Notes to the Company Financial Information continued
For the year ended 30 April 2018

2. Summary of significant accounting policies continued
Standards issued not yet effective
Certain new accounting standards and interpretations have been published that are not mandatory for the 30 April 2018 reporting period 
and have not been early adopted by the Group. The Group will undertake an assessment of the impact of the following new standards 
and interpretations in due course, although they are not expected to have a material impact on the consolidated financial statements in 
the year of application when the relevant standards come into effect.

•  Amendments to IFRS 2 ‘Share based payments’ Classification and Measurement’ (effective 1 January 2018)
•  Amendments to IFRS 4 ‘Insurance contracts’ Amendments regarding implementation of IFRS 9 (effective 1 January 2018)
•  IFRS 15 ‘Revenue from Contracts with Customers’ (effective 1 January 2018)
•  Amendments to IAS 28 ‘Investments in associates and joint ventures’ regarding short-term exemptions covering transition provisions 

of IFRS 7, IAS 19 and IFRS 10 (effective 1 January 2018)

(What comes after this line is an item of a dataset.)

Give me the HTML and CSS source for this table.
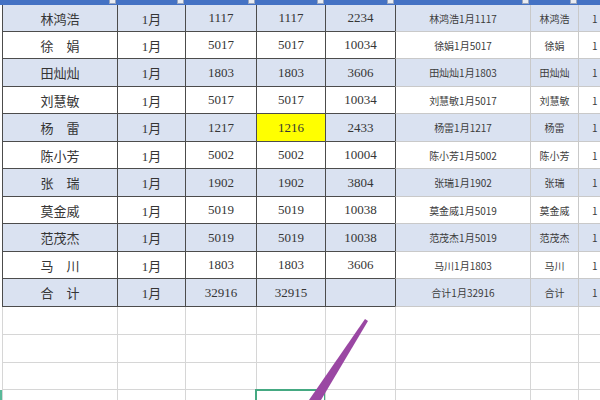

•  Amendments to IAS 40 ‘Investment property’ transfer of property (effective 1 January 2018)
•  IFRIC 22 ‘Foreign currency transactions and advance consideration’ (effective 1 January 2018)
•  Annual Improvements 2014-2016 (effective 1 January 2018)
•  Amendments to IFRS 1 ‘First-time adoption of IFRS’ regarding short term exemptions covering transition provisions of IFRS 7, IAS 19 

and IFRS 10 (effective 1 January 2019)
•  IFRS 16 ‘Leases’ (effective 1 January 2019)
•  Amendments to IAS 19 ‘Employee benefits’ Plan amendment, curtailment or settlement (effective 1 January 2019)
•  IFRIC 23 ‘Uncertainty over Income Tax’ (effective 1 January 2019)
•  Annual Improvements 2015-2017 (effective 1 January 2019)

The Company has begun an assessment of the impact of the following new standards:

IFRS 9 ‘Financial Instruments’ (effective 1 January 2018)
This standard addresses the classification, measurement and derecognition of financial assets and financial liabilities, introduces new 
rules for hedge accounting and a new impairment model for financial assets.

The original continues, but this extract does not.